Task to complete
Below are some records. Say how many of their lines contain the string "this", and give nothing but the number.

Data listing

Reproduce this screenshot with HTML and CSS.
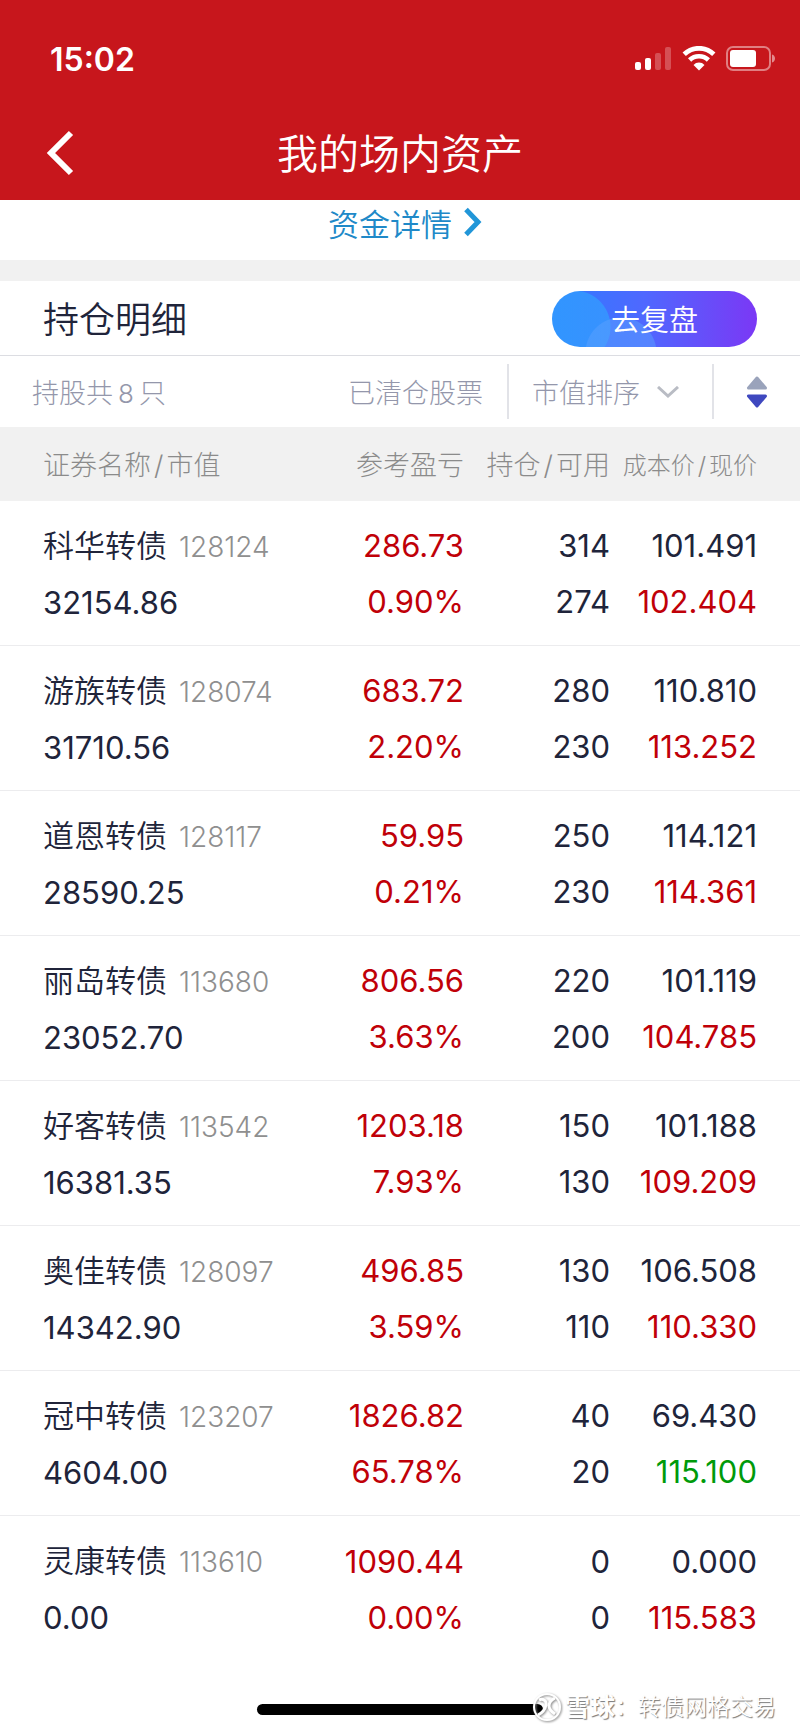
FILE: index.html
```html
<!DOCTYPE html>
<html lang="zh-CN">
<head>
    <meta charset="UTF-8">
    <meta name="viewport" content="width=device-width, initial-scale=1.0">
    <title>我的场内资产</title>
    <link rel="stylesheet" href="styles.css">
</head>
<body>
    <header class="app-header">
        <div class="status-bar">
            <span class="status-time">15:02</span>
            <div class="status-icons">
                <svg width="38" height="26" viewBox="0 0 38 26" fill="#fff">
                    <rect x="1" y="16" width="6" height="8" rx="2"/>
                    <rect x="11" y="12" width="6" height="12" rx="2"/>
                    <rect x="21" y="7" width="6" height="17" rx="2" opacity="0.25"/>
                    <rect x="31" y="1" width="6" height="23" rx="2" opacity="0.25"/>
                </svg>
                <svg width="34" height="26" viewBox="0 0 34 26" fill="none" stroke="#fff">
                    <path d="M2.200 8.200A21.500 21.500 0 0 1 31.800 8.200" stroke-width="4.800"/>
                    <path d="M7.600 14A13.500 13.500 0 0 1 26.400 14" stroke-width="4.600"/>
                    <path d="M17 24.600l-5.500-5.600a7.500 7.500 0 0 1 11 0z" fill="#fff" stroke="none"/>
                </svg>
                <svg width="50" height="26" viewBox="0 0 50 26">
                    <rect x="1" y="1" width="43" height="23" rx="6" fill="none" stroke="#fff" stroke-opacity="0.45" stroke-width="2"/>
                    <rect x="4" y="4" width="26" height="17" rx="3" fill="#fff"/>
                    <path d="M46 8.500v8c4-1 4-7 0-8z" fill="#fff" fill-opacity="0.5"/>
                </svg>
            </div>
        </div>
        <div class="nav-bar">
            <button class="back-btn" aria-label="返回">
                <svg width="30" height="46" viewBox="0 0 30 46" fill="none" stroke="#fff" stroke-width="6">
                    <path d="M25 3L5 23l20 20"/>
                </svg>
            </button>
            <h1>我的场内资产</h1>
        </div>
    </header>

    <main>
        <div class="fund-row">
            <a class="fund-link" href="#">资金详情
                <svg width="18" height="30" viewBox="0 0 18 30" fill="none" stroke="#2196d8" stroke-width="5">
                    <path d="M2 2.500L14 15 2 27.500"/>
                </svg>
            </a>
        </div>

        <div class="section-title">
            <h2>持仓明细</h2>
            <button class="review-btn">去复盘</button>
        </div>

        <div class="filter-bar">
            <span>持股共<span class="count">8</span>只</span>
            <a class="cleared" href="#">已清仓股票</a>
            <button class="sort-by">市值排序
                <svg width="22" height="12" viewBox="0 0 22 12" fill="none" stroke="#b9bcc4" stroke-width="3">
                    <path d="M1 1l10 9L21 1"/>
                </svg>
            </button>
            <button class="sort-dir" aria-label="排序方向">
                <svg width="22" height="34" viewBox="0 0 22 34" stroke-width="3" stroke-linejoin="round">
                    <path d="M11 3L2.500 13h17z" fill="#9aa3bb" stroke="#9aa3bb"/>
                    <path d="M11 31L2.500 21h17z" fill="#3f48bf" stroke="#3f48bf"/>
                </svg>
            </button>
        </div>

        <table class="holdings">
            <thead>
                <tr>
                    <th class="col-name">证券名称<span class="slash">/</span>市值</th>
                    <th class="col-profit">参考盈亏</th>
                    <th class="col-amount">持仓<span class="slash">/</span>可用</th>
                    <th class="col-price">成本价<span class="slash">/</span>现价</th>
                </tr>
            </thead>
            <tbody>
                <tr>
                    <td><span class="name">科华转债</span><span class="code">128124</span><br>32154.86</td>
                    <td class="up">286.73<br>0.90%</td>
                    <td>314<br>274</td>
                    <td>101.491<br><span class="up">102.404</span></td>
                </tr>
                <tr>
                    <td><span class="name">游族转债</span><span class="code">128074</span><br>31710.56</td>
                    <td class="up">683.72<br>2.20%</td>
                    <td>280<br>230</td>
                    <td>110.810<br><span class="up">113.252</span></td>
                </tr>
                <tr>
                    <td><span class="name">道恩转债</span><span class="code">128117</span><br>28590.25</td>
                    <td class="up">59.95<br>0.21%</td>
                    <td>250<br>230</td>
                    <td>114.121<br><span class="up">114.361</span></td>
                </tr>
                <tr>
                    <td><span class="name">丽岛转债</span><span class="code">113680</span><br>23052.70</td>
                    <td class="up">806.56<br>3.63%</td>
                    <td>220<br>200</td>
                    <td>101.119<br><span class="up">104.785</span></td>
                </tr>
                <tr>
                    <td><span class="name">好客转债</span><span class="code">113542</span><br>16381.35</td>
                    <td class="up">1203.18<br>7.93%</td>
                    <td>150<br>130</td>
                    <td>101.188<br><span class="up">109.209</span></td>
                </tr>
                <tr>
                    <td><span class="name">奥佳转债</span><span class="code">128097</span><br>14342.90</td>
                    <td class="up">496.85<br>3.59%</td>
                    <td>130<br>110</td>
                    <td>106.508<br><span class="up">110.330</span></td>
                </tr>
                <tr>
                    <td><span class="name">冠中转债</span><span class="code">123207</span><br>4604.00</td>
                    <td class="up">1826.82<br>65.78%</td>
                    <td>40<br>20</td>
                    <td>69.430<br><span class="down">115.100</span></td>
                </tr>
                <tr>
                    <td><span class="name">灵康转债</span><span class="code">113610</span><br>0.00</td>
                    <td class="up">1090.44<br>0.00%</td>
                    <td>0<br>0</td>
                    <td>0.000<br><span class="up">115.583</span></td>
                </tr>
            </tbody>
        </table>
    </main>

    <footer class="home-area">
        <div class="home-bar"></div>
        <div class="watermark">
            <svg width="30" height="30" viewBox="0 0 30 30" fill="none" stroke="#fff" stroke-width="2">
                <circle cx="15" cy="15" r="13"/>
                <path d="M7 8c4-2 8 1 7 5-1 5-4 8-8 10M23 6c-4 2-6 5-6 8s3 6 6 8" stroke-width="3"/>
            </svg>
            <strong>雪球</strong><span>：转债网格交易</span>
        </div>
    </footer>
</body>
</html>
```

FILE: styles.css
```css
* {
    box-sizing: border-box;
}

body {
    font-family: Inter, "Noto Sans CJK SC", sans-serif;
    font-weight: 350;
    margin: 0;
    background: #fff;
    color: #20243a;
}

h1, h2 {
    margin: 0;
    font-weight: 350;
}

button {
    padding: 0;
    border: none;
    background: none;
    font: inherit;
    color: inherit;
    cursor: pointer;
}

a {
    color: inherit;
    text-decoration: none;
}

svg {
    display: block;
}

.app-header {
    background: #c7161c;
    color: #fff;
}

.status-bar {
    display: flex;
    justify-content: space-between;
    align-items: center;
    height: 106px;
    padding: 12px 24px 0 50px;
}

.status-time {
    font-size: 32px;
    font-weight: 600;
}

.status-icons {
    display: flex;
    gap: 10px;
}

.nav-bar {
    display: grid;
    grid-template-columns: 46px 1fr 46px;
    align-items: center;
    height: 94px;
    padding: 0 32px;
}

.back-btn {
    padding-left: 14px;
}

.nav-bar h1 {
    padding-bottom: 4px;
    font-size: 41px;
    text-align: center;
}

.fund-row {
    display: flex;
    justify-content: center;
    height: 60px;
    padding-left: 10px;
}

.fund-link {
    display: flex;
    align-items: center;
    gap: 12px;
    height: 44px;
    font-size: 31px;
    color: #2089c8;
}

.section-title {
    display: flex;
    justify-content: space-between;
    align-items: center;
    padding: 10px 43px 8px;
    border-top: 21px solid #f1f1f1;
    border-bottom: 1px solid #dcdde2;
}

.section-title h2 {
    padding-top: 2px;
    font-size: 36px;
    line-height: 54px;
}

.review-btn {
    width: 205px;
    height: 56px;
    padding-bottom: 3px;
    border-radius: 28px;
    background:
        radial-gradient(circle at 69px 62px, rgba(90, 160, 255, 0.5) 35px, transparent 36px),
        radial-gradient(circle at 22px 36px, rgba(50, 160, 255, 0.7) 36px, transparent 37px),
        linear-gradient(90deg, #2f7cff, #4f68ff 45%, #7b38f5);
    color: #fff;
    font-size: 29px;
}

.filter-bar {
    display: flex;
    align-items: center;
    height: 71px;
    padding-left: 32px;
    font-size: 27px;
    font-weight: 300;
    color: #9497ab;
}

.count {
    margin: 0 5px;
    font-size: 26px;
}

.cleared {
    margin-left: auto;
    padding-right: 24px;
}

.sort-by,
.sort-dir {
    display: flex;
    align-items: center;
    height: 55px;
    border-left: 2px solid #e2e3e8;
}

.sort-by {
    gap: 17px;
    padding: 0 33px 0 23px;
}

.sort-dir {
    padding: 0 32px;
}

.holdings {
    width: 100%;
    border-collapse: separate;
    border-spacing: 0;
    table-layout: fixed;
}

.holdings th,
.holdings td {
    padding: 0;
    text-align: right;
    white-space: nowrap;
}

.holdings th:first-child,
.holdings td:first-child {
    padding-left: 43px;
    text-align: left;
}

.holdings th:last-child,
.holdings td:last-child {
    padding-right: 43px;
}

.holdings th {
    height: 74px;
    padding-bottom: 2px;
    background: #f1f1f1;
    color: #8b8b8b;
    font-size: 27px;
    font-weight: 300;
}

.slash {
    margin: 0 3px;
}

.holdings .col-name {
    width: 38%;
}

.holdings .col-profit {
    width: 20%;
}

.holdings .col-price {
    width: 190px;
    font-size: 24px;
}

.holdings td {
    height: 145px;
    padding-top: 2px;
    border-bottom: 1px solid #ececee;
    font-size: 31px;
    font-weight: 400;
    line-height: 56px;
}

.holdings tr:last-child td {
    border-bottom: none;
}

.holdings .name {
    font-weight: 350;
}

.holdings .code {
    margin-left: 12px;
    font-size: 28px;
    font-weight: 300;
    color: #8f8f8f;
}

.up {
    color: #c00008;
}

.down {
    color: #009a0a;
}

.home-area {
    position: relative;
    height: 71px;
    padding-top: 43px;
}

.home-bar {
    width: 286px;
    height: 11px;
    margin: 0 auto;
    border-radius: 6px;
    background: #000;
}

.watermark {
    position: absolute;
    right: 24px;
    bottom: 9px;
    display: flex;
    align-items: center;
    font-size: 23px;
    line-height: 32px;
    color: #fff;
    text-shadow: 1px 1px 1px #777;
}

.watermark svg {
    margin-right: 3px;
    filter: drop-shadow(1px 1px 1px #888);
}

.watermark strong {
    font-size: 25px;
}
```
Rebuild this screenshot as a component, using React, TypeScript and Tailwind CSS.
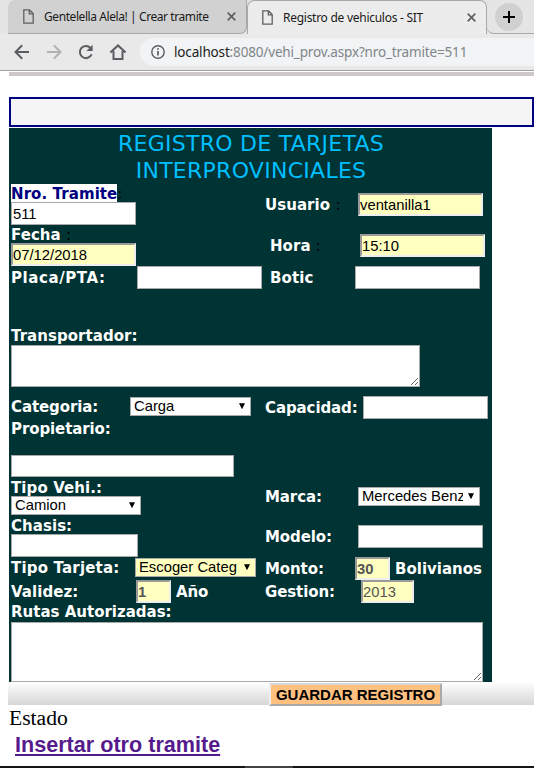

Solution
2